While snowfall and season length remain important considerations, “the battleground for buyers is now moving to what local entertainment is on offer”, writes Cox, “with buyers’ children increasingly calling the shots”. Teenagers are “pushing their parents towards the bigger resorts with the best bars and nightclubs”, says Jeremy Rollason of Savills. That could make the US a more tempting destination if you’re willing to rack up the airmiles.

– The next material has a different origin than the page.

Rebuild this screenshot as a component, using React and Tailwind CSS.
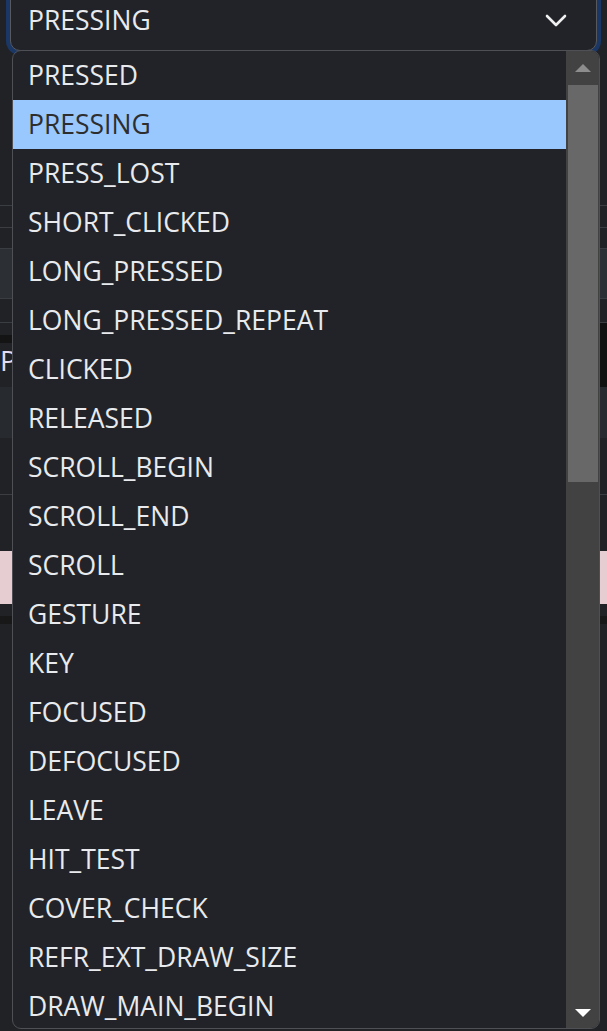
import React from "react";

const items = [
  "PRESSED",
  "PRESSING",
  "PRESS_LOST",
  "SHORT_CLICKED",
  "LONG_PRESSED",
  "LONG_PRESSED_REPEAT",
  "CLICKED",
  "RELEASED",
  "SCROLL_BEGIN",
  "SCROLL_END",
  "SCROLL",
  "GESTURE",
  "KEY",
  "FOCUSED",
  "DEFOCUSED",
  "LEAVE",
  "HIT_TEST",
  "COVER_CHECK",
  "REFR_EXT_DRAW_SIZE",
  "DRAW_MAIN_BEGIN",
];

const font = { fontFamily: '"Open Sans", "Noto Sans", sans-serif' };

export default function App() {
  return (
    <div
      className="relative w-[607px] h-[1031px] overflow-hidden bg-[#202226] text-[#e8eaed]"
      style={font}
    >
      {/* background page */}
      <div className="flex flex-col">
        <div className="pt-[4px] px-[10px]">
          <div className="-mt-[16px] h-[63px] rounded-[10px] border border-[#57595d] bg-[#212328] shadow-[0_0_0_4px_#1b3765] flex items-end justify-between pl-[17px] pr-[29px] pb-[17px]">
            <span className="text-[26.5px] leading-none">PRESSING</span>
            <svg width="22" height="14" viewBox="0 0 22 14" className="mb-[5px]">
              <path d="M2 2 L11 11 L20 2" fill="none" stroke="#f0f0f0" strokeWidth="2.6" strokeLinecap="round" strokeLinejoin="round" />
            </svg>
          </div>
        </div>
        <div className="h-[154px]" />
        <div className="h-[1px] bg-[#3a3d42]" />
        <div className="h-[21px]" />
        <div className="h-[1px] bg-[#3a3d42]" />
        <div className="h-[20px]" />
        <div className="h-[51px] bg-[#2c2f34] border-y border-[#3a3d42]" />
        <div className="h-[23px]" />
        <div className="h-[1px] bg-[#3a3d42]" />
        <div className="flex h-[64px]">
          <div className="w-[12px] flex flex-col">
            <div className="h-[12px]" />
            <div className="h-[8px] bg-[#141414]" />
            <div className="mt-[3px] text-[28px] leading-none text-[#e4dcf2]">P</div>
          </div>
          <div className="flex-1 bg-[#111111]" />
        </div>
        <div className="h-[51px] bg-[#272a2e]" />
        <div className="h-[56px]" />
        <div className="h-[1px] bg-[#3a3d42]" />
        <div className="h-[56px]" />
        <div className="h-[53px] bg-[#e6cdd1]" />
        <div className="h-[12px]" />
        <div className="h-[8px] bg-[#181818]" />
      </div>

      {/* dropdown overlay */}
      <div className="absolute left-[12px] top-[50px] w-[588px] h-[979px] rounded-[9px] border border-[#4e5055] bg-[#212328] overflow-hidden flex">
        <div className="flex-1 flex flex-col">
          {items.map((it, i) => (
            <div
              key={it}
              className={
                i === 1
                  ? "h-[49px] shrink-0 flex items-center pl-[15px] bg-[#99c8ff] text-[#2e2e2e] text-[26.5px]"
                  : "h-[49px] shrink-0 flex items-center pl-[15px] text-[26.5px]"
              }
            >
              {it}
            </div>
          ))}
        </div>
        <div className="w-[33px] bg-[#424242] flex flex-col items-stretch">
          <div className="h-[34px] flex items-center justify-center">
            <svg width="16" height="8" viewBox="0 0 16 8">
              <path d="M8 0 L16 8 L0 8 Z" fill="#8d8d8d" />
            </svg>
          </div>
          <div className="h-[397px] ml-[2px] mr-[1px] bg-[#686868]" />
          <div className="flex-1" />
          <div className="h-[19px] flex items-start justify-center">
            <svg width="16" height="8" viewBox="0 0 16 8">
              <path d="M0 0 L16 0 L8 8 Z" fill="#ffffff" />
            </svg>
          </div>
        </div>
      </div>
    </div>
  );
}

It’s a quieter destination – the US has only 18 million skiers compared with 45 million in Europe and there’s a lot more space to ski on. Yet America now “arguably leads the race for facility-rich resorts”. The famous ski resort of Aspen (a former silver mining town) has one art gallery for every 130 people, according to Debbie Braun of the Aspen Chamber Resort Association, an annual music festival, and has recently built a $50m contemporary art museum.
So there’s definitely plenty for a bored spouse to do while their partner hits the slopes – assuming you can stretch to the prices. A top floor, two-bed town house by the river is on sale for $2,395,000 at Aspen Snowmass Sotheby’s International Realty.

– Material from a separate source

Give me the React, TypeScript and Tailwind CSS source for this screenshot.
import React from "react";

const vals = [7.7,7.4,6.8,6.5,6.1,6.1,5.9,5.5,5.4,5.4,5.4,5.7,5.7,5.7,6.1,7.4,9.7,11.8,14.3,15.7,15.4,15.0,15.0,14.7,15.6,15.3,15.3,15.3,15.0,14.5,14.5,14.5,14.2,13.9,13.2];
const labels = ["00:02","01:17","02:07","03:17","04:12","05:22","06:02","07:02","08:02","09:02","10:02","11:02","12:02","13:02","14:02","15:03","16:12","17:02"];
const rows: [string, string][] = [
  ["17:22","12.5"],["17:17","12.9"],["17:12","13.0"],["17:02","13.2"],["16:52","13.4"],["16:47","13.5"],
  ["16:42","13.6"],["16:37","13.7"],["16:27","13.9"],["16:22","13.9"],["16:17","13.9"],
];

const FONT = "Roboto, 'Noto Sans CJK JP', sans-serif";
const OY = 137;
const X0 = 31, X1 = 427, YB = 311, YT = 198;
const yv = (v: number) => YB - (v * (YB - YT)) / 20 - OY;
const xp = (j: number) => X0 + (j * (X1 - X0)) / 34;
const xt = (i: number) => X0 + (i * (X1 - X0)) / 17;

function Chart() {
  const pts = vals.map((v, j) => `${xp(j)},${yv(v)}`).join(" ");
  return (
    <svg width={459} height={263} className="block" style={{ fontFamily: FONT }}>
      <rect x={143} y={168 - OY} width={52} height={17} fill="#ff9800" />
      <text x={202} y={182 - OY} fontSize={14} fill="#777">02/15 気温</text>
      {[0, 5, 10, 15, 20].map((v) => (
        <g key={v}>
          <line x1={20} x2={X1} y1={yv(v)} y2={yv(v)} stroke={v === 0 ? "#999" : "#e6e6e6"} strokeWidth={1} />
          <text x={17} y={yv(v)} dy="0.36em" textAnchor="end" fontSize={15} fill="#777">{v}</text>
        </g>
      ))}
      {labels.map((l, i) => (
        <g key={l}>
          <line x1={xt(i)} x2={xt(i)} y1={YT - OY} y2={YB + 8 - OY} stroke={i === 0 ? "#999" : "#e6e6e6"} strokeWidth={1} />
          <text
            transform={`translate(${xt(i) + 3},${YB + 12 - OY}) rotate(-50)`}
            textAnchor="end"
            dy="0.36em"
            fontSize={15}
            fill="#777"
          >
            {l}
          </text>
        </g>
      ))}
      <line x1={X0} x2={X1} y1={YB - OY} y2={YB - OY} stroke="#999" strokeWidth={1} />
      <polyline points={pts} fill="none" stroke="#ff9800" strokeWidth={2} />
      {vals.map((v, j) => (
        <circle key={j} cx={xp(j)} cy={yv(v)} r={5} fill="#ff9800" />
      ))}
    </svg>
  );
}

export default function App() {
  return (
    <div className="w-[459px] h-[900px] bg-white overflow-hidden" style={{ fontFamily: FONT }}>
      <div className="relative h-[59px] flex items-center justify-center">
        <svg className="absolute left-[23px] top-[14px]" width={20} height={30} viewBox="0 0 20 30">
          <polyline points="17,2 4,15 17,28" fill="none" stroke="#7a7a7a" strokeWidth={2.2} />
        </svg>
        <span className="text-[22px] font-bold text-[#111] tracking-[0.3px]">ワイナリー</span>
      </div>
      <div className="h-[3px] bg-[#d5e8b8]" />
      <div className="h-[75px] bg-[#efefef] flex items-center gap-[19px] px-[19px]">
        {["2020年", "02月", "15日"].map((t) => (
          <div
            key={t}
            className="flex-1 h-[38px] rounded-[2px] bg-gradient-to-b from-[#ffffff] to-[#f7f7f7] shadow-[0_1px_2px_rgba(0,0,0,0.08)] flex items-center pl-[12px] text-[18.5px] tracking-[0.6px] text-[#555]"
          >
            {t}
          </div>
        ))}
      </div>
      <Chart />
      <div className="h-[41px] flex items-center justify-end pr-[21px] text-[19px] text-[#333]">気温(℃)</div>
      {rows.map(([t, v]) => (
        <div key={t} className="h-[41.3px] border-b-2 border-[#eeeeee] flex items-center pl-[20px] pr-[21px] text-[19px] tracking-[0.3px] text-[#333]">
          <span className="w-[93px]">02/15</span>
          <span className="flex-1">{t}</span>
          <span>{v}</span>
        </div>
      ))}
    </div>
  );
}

Even further afield in Asia meanwhile, there has been a boom in resort-building in China. “The resort of Wanda Changbaishan in Jilin Province near the North Korean border is probably China’s newest and swankiest.” Only two years ago it was an uninhabited mountainside.
However, Japan is still the regional capital of skiing. “Years ago the industry was being ravaged by Japan’s economic doldrums,” writes Cox. Today, annual visits are still less than half of what they were at their peak in the mid-1980s, according to Vanat. There is, however,“a renaissance at the top of the market, notably on the northern island of Hokkaido”.
The small town of Niseko on Hokkaido has attracted Australians “in search of superior powder and levels of snowfall far above Europe’s best”, according to Grant Mitchell of local agent Niseko Property, quoted in the FT. Other buyers in the area include expats from Hong Kong, who relish the proximity of Sapporo airport. Nicolas Gontard of local developer Odin is selling Odin House, a 545 sq metre, four-bedroom family home on the edge of Niseko, for $6m.